▶ Task
Set down the data below from its first line to the line holding "</style></head><body>", inclusive; omit all pictures.

▶ Supplied information

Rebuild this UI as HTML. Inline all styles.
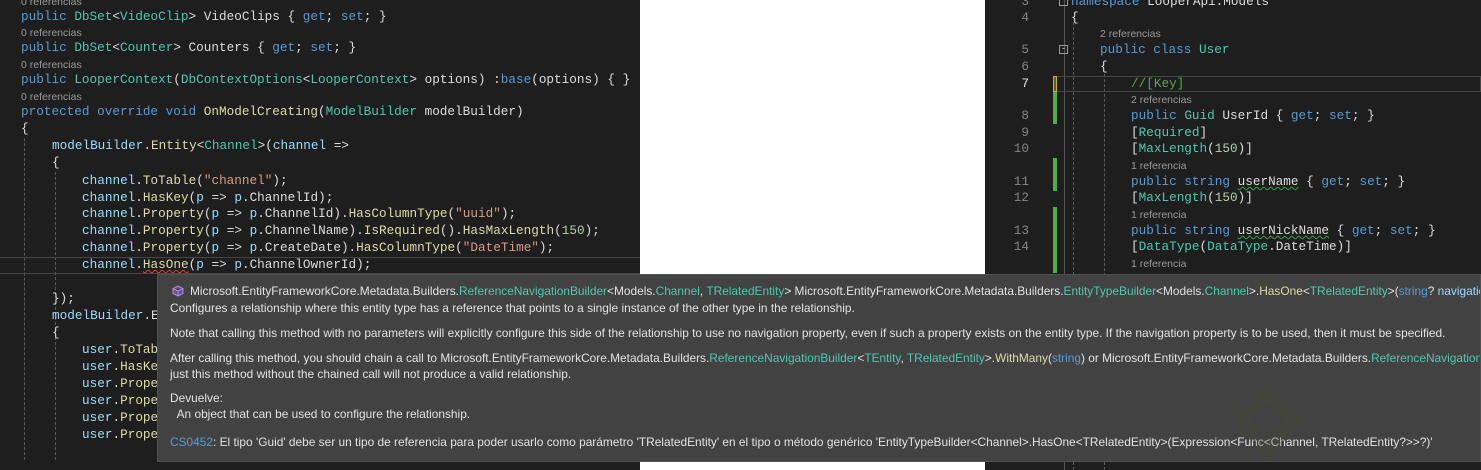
<!DOCTYPE html>
<html><head><meta charset="utf-8"><style>
*{margin:0;padding:0;box-sizing:border-box}
body{width:1481px;height:470px;background:#fff;position:relative;overflow:hidden;font-family:"Liberation Mono",monospace}
.ed{position:absolute;top:0;height:470px;background:#1e1e1e;overflow:hidden}
.l{position:absolute;white-space:pre;font-size:12.7px;line-height:16px;color:#dcdcdc;font-family:"Liberation Mono",monospace}
.r{position:absolute;white-space:pre;font-size:10.5px;line-height:12px;color:#9a9a9a;font-family:"Liberation Sans",sans-serif}
.k{color:#569cd6}.t{color:#4ec9b0}.m{color:#dcdcaa}.v{color:#9cdcfe}.s{color:#d69d85}.n{color:#b5cea8}.c{color:#57a64a}
.ln{position:absolute;width:40px;text-align:right;font-size:12.7px;line-height:16px;color:#858585;font-family:"Liberation Mono",monospace}
.g{position:absolute;border-left:1px dashed #5a5a5a;width:0}
.sq{text-decoration:underline wavy #3ca03c;text-decoration-thickness:1px}
.sqr{text-decoration:underline wavy #e04040;text-decoration-thickness:1px}
.tip{position:absolute;left:157px;top:274px;width:1324px;height:188px;background:#424242;border:1px solid #505050;font-family:"Liberation Sans",sans-serif;font-size:11.9px;color:#e2e2e2;white-space:nowrap;overflow:hidden}
.tip div{position:absolute;left:12px}
.tl{color:#4ec9b0}.tb{color:#569cd6}.tn{color:#9cdcfe}.ty{color:#dcdcaa}
</style></head><body>

<div class="ed" style="left:0;width:640px">
  <div class="g" style="left:24px;top:138px;height:332px"></div>
  <div class="g" style="left:55px;top:172px;height:298px"></div>
  <div class="g" style="left:55px;top:342px;height:128px"></div>
  <div style="position:absolute;left:0;top:257px;width:640px;height:17px;border-top:1px solid #464646;border-bottom:1px solid #464646"></div>
  <div class="r" style="left:21px;top:-4px">0 referencias</div>
  <div class="l" style="left:21px;top:9px"><span class="k">public</span> <span class="t">DbSet</span>&lt;<span class="t">VideoClip</span>&gt; VideoClips { <span class="k">get</span>; <span class="k">set</span>; }</div>
  <div class="r" style="left:21px;top:27px">0 referencias</div>
  <div class="l" style="left:21px;top:40px"><span class="k">public</span> <span class="t">DbSet</span>&lt;<span class="t">Counter</span>&gt; Counters { <span class="k">get</span>; <span class="k">set</span>; }</div>
  <div class="r" style="left:21px;top:59px">0 referencias</div>
  <div class="l" style="left:21px;top:72px"><span class="k">public</span> <span class="t">LooperContext</span>(<span class="t">DbContextOptions</span>&lt;<span class="t">LooperContext</span>&gt; <span style="color:#dcdcdc">options</span>) :<span class="k">base</span>(options) { }</div>
  <div class="r" style="left:21px;top:91px">0 referencias</div>
  <div class="l" style="left:21px;top:104px"><span class="k">protected override void</span> <span class="m">OnModelCreating</span>(<span class="t">ModelBuilder</span> modelBuilder)</div>
  <div class="l" style="left:21px;top:121px">{</div>
  <div class="l" style="left:52px;top:138px"><span class="v">modelBuilder</span>.<span class="m">Entity</span>&lt;<span class="t">Channel</span>&gt;(<span class="v">channel</span> =&gt;</div>
  <div class="l" style="left:52px;top:155px">{</div>
  <div class="l" style="left:82px;top:173px"><span class="v">channel</span>.<span class="m">ToTable</span>(<span class="s">"channel"</span>);</div>
  <div class="l" style="left:82px;top:190px"><span class="v">channel</span>.<span class="m">HasKey</span>(<span class="v">p</span> =&gt; <span class="v">p</span>.ChannelId);</div>
  <div class="l" style="left:82px;top:206px"><span class="v">channel</span>.<span class="m">Property</span>(<span class="v">p</span> =&gt; <span class="v">p</span>.ChannelId).<span class="m">HasColumnType</span>(<span class="s">"uuid"</span>);</div>
  <div class="l" style="left:82px;top:223px"><span class="v">channel</span>.<span class="m">Property</span>(<span class="v">p</span> =&gt; <span class="v">p</span>.ChannelName).<span class="m">IsRequired</span>().<span class="m">HasMaxLength</span>(<span class="n">150</span>);</div>
  <div class="l" style="left:82px;top:240px"><span class="v">channel</span>.<span class="m">Property</span>(<span class="v">p</span> =&gt; <span class="v">p</span>.CreateDate).<span class="m">HasColumnType</span>(<span class="s">"DateTime"</span>);</div>
  <div class="l" style="left:82px;top:257px"><span class="v">channel</span>.<span class="m sqr">HasOne</span>(<span class="v">p</span> =&gt; <span class="v">p</span>.ChannelOwnerId);</div>
  <div class="l" style="left:52px;top:291px">});</div>
  <div class="l" style="left:52px;top:308px"><span class="v">modelBuilder</span>.E</div>
  <div class="l" style="left:52px;top:325px">{</div>
  <div class="l" style="left:82px;top:342px"><span class="v">user</span>.<span class="m">ToTab</span></div>
  <div class="l" style="left:82px;top:359px"><span class="v">user</span>.<span class="m">HasKe</span></div>
  <div class="l" style="left:82px;top:376px"><span class="v">user</span>.<span class="m">Prope</span></div>
  <div class="l" style="left:82px;top:393px"><span class="v">user</span>.<span class="m">Prope</span></div>
  <div class="l" style="left:82px;top:410px"><span class="v">user</span>.<span class="m">Prope</span></div>
  <div class="l" style="left:82px;top:427px"><span class="v">user</span>.<span class="m">Prope</span></div>
</div>

<div class="ed" style="left:985px;width:496px">
  <div style="position:absolute;left:79px;top:0;width:1px;height:470px;background:#555"></div>
  <div class="g" style="left:88px;top:22px;height:448px"></div>
  <div class="g" style="left:119px;top:74px;height:396px"></div>
  <div style="position:absolute;left:68px;top:76px;width:428px;height:16px;border:1px solid #464646"></div>
  <div style="position:absolute;left:68px;top:76px;width:4px;height:16px;background:#6b5a1e;border:1px solid #c8b030"></div>
  <div style="position:absolute;left:68px;top:92px;width:4px;height:32px;background:#4cae4c"></div>
  <div style="position:absolute;left:68px;top:158px;width:4px;height:33px;background:#4cae4c"></div>
  <div style="position:absolute;left:68px;top:207px;width:4px;height:66px;background:#4cae4c"></div>
  <div style="position:absolute;left:74px;top:-3px;width:9px;height:9px;border:1px solid #999"></div>
  <div style="position:absolute;left:74px;top:45px;width:9px;height:9px;border:1px solid #999;font-size:9px;line-height:6px;color:#ccc;text-align:center">-</div>
  <div class="ln" style="left:4px;top:-6px">3</div>
  <div class="ln" style="left:4px;top:10px">4</div>
  <div class="ln" style="left:4px;top:42px">5</div>
  <div class="ln" style="left:4px;top:59px">6</div>
  <div class="ln" style="left:4px;top:76px;color:#e8e8e8">7</div>
  <div class="ln" style="left:4px;top:108px">8</div>
  <div class="ln" style="left:4px;top:125px">9</div>
  <div class="ln" style="left:4px;top:141px">10</div>
  <div class="ln" style="left:4px;top:174px">11</div>
  <div class="ln" style="left:4px;top:190px">12</div>
  <div class="ln" style="left:4px;top:223px">13</div>
  <div class="ln" style="left:4px;top:239px">14</div>
  <div class="l" style="left:86px;top:-6px"><span class="k">namespace</span> LooperApi.Models</div>
  <div class="l" style="left:86px;top:10px">{</div>
  <div class="r" style="left:115px;top:28px">2 referencias</div>
  <div class="l" style="left:115px;top:42px"><span class="k">public class</span> <span class="t">User</span></div>
  <div class="l" style="left:115px;top:59px">{</div>
  <div class="l" style="left:146px;top:76px"><span class="c">//[Key]</span></div>
  <div class="r" style="left:146px;top:94px">2 referencias</div>
  <div class="l" style="left:146px;top:108px"><span class="k">public</span> <span class="t">Guid</span> UserId { <span class="k">get</span>; <span class="k">set</span>; }</div>
  <div class="l" style="left:146px;top:125px">[<span class="t">Required</span>]</div>
  <div class="l" style="left:146px;top:141px">[<span class="t">MaxLength</span>(<span class="n">150</span>)]</div>
  <div class="r" style="left:146px;top:160px">1 referencia</div>
  <div class="l" style="left:146px;top:174px"><span class="k">public string</span> <span class="sq">userName</span> { <span class="k">get</span>; <span class="k">set</span>; }</div>
  <div class="l" style="left:146px;top:190px">[<span class="t">MaxLength</span>(<span class="n">150</span>)]</div>
  <div class="r" style="left:146px;top:209px">1 referencia</div>
  <div class="l" style="left:146px;top:223px"><span class="k">public string</span> <span class="sq">userNickName</span> { <span class="k">get</span>; <span class="k">set</span>; }</div>
  <div class="l" style="left:146px;top:239px">[<span class="t">DataType</span>(<span class="t">DataType</span>.DateTime)]</div>
  <div class="r" style="left:146px;top:258px">1 referencia</div>
</div>

<div style="position:absolute;left:0;top:462px;width:640px;height:8px;background:#1e1e1e"></div>

<div class="tip">
  <svg style="position:absolute;left:14px;top:10px" width="12" height="12" viewBox="0 0 12 12"><path d="M6 1 L11 3.5 V8.5 L6 11 L1 8.5 V3.5 Z M1 3.5 L6 6 L11 3.5 M6 6 V11" fill="#6c4f9a" stroke="#b48ee0" stroke-width="1"/></svg>
  <div style="left:32px;top:9px">Microsoft.EntityFrameworkCore.Metadata.Builders.<span class="tl">ReferenceNavigationBuilder</span>&lt;Models.<span class="tl">Channel</span>, <span class="tl">TRelatedEntity</span>&gt; Microsoft.EntityFrameworkCore.Metadata.Builders.<span class="tl">EntityTypeBuilder</span>&lt;Models.<span class="tl">Channel</span>&gt;.<span class="ty">HasOne</span>&lt;<span class="tl">TRelatedEntity</span>&gt;(<span class="tb">string</span>? <span class="tn">navigationName</span>)</div>
  <div style="top:26px">Configures a relationship where this entity type has a reference that points to a single instance of the other type in the relationship.</div>
  <div style="top:51px">Note that calling this method with no parameters will explicitly configure this side of the relationship to use no navigation property, even if such a property exists on the entity type. If the navigation property is to be used, then it must be specified.</div>
  <div style="top:76px">After calling this method, you should chain a call to Microsoft.EntityFrameworkCore.Metadata.Builders.<span class="tl">ReferenceNavigationBuilder</span>&lt;<span class="tl">TEntity</span>, <span class="tl">TRelatedEntity</span>&gt;.<span class="ty">WithMany</span>(<span class="tb">string</span>) or Microsoft.EntityFrameworkCore.Metadata.Builders.<span class="tl">ReferenceNavigationBuilder</span></div>
  <div style="top:92px">just this method without the chained call will not produce a valid relationship.</div>
  <div style="top:116px">Devuelve:</div>
  <div style="top:132px">&nbsp;&nbsp;An object that can be used to configure the relationship.</div>
  <div style="top:160px"><span class="tb">CS0452</span>: El tipo 'Guid' debe ser un tipo de referencia para poder usarlo como parámetro 'TRelatedEntity' en el tipo o método genérico 'EntityTypeBuilder&lt;Channel&gt;.HasOne&lt;TRelatedEntity&gt;(Expression&lt;Func&lt;Channel, TRelatedEntity?&gt;&gt;?)'</div>
  <svg style="position:absolute;left:1070px;top:105px" width="80" height="85" viewBox="0 0 80 85"><path d="M40 5 L75 40 L40 80 L5 40 Z M40 22 L58 40 L40 60 L22 40 Z" fill="#4a4a38" fill-rule="evenodd" opacity="0.3"/></svg>
</div>
</body></html>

▶ Task solution
Rebuild this UI as HTML. Inline all styles.
<!DOCTYPE html>
<html><head><meta charset="utf-8"><style>
*{margin:0;padding:0;box-sizing:border-box}
body{width:1481px;height:470px;background:#fff;position:relative;overflow:hidden;font-family:"Liberation Mono",monospace}
.ed{position:absolute;top:0;height:470px;background:#1e1e1e;overflow:hidden}
.l{position:absolute;white-space:pre;font-size:12.7px;line-height:16px;color:#dcdcdc;font-family:"Liberation Mono",monospace}
.r{position:absolute;white-space:pre;font-size:10.5px;line-height:12px;color:#9a9a9a;font-family:"Liberation Sans",sans-serif}
.k{color:#569cd6}.t{color:#4ec9b0}.m{color:#dcdcaa}.v{color:#9cdcfe}.s{color:#d69d85}.n{color:#b5cea8}.c{color:#57a64a}
.ln{position:absolute;width:40px;text-align:right;font-size:12.7px;line-height:16px;color:#858585;font-family:"Liberation Mono",monospace}
.g{position:absolute;border-left:1px dashed #5a5a5a;width:0}
.sq{text-decoration:underline wavy #3ca03c;text-decoration-thickness:1px}
.sqr{text-decoration:underline wavy #e04040;text-decoration-thickness:1px}
.tip{position:absolute;left:157px;top:274px;width:1324px;height:188px;background:#424242;border:1px solid #505050;font-family:"Liberation Sans",sans-serif;font-size:11.9px;color:#e2e2e2;white-space:nowrap;overflow:hidden}
.tip div{position:absolute;left:12px}
.tl{color:#4ec9b0}.tb{color:#569cd6}.tn{color:#9cdcfe}.ty{color:#dcdcaa}
</style></head><body>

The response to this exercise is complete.